MLF Umpire Augie Donatelli Learned his Trade in German POW Camp
During World War II, 130,000 American soldiers and nearly 19,000 U.S. civilians were prisoners of war. In all but the worst circumstances, usually the Japanese camps where POWs lived in brutally inhumane conditions, a little recreation was possible, and baseball was the preferred pastime.
In his book, “POW Baseball in World War II,” author Tom Wolter tells the stories of baseball played behind barbed wire in the most unlikely places that included Central Asia, along the Baltic Seacoast, in Indonesian jungles and in Japanese cities where guards challenged prisoners to games. Refusal would have been dangerous.
Games were played, said one POW, to avoid crushing boredom, and to create a “Little America.” Within the camps, the players formed leagues, and rivalries were intense. Umpiring disputes were heated, and ringer roster-stacking allegations common. Prison-run newspapers detailed the games in prose that would have made Damon Runyon proud.

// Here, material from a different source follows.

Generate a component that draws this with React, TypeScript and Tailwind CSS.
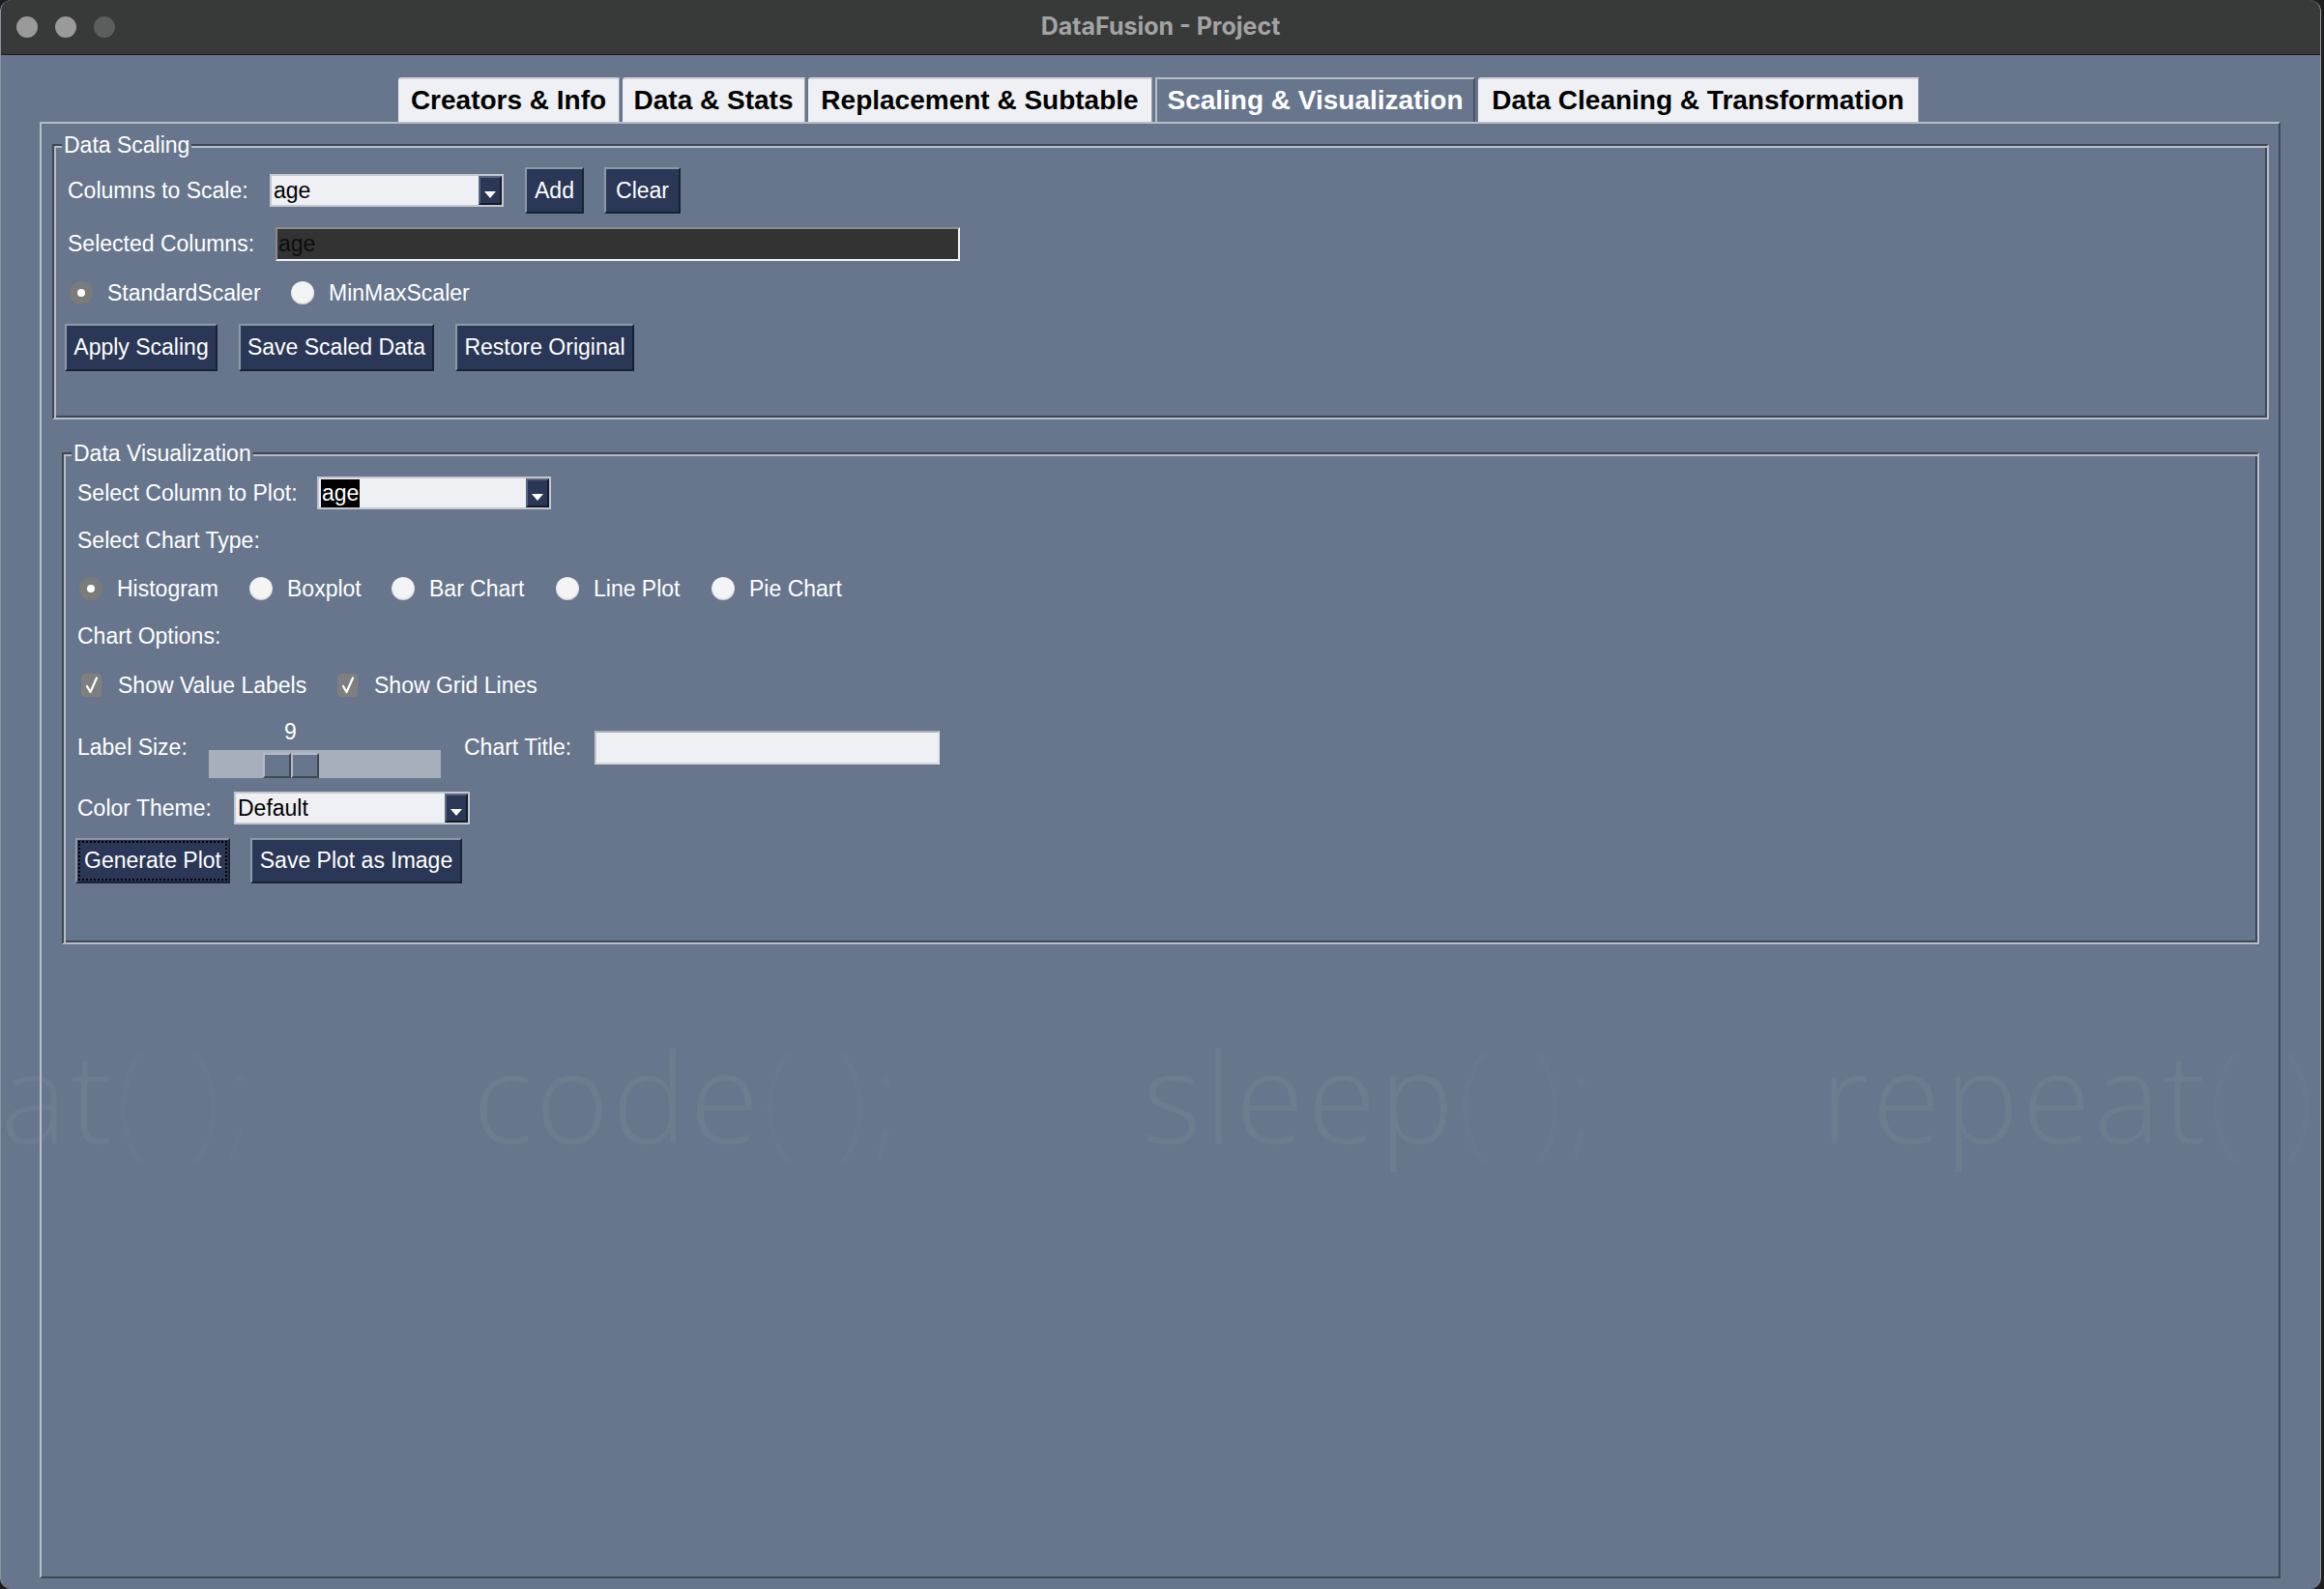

Among those liberated from POW camps was Army Air Force Sergeant Augie Donatelli, a future National League umpire. Stationed in England with the 379th Bomb Group as a tail-gunner on a Boeing B-17 Flying Fortress, one of the Air Force’s most dangerous jobs, Donatelli’s plane, during the first daylight mission over Berlin, was shot down. Looking back, Donatelli said that “fighters [were] diving at us, 20-millimeter shells exploding all around. We flew into the clouds to hide. What action! That day 68 bombers were shot down.”
Donatelli, who previously had flown 17 successful missions, parachuted out but broke his ankle when he hit the ground. Trying to escape from the forest after his fall, Donatelli recalled that he heard a Nazi soldier yell, “Halt,” and was soon a Stalag Luft IV POW.
During his 14 months as a POW, Donatelli tried to escape twice, but was recaptured. Former National League umpire and friend Doug Harvey later recalled, “He always laughed when he talked about his second attempt. He was hiding in a haystack, but didn’t get all the way in. His rear was showing. One of the German guards got him out with a pitchfork.”
As a young boy, Donatelli, the son of Italian immigrants, worked in Western Pennsylvania’s coal mines. Donatelli told the Society for American Baseball’s Oral History Committee, “It was dangerous and hard work, but what else were you going to do? I started even before graduating from high school.” But Donatelli began his 24-year career, which ended with him universally regarded as one of baseball history’s best umpires, when he presided over POW softball games.
Before Donatelli enlisted, something he said that his patriotic spirit compelled him to do, he had played shortstop in the Class D league for the St. Louis Browns. But Gus, as Donatelli’s friends called him, sensed that his skills weren’t up to MLB snuff. After graduating from umpire school, his new career began, and soon, he was umpiring in the big leagues where he became famous for his quick hook and the dramatic gestures that accompanied it.
By the time he retired, Donatelli had worked four All-Star games, five World Series, two League Championship Series. Donatelli was also behind the plate for four no-hitters, as well as when Whitey Ford set the World Series record for scoreless innings, 32, when Don Drysdale got the single season consecutive shutout innings in a season, 58, when Stan Musial hit five homers in a doubleheader, and when “The Man” got his 3,000th base hit, and when Nate Colbert hit five homers and had the most RBIs, 13, in a doubleheader.
In 1970, Donatelli helped organize the Major League Umpires Association which eventually led to today’s umpires earning an average $235,000 salary. When Donatelli looked back at his career, he pointed with pride to missing only one game in 24 years, and his patriotic World War II service; “I felt it was something I had to do, not to escape the mines but because you just felt it was up to you to get into it.” At age 75, Donatelli died at home in St. Petersburg, Fl.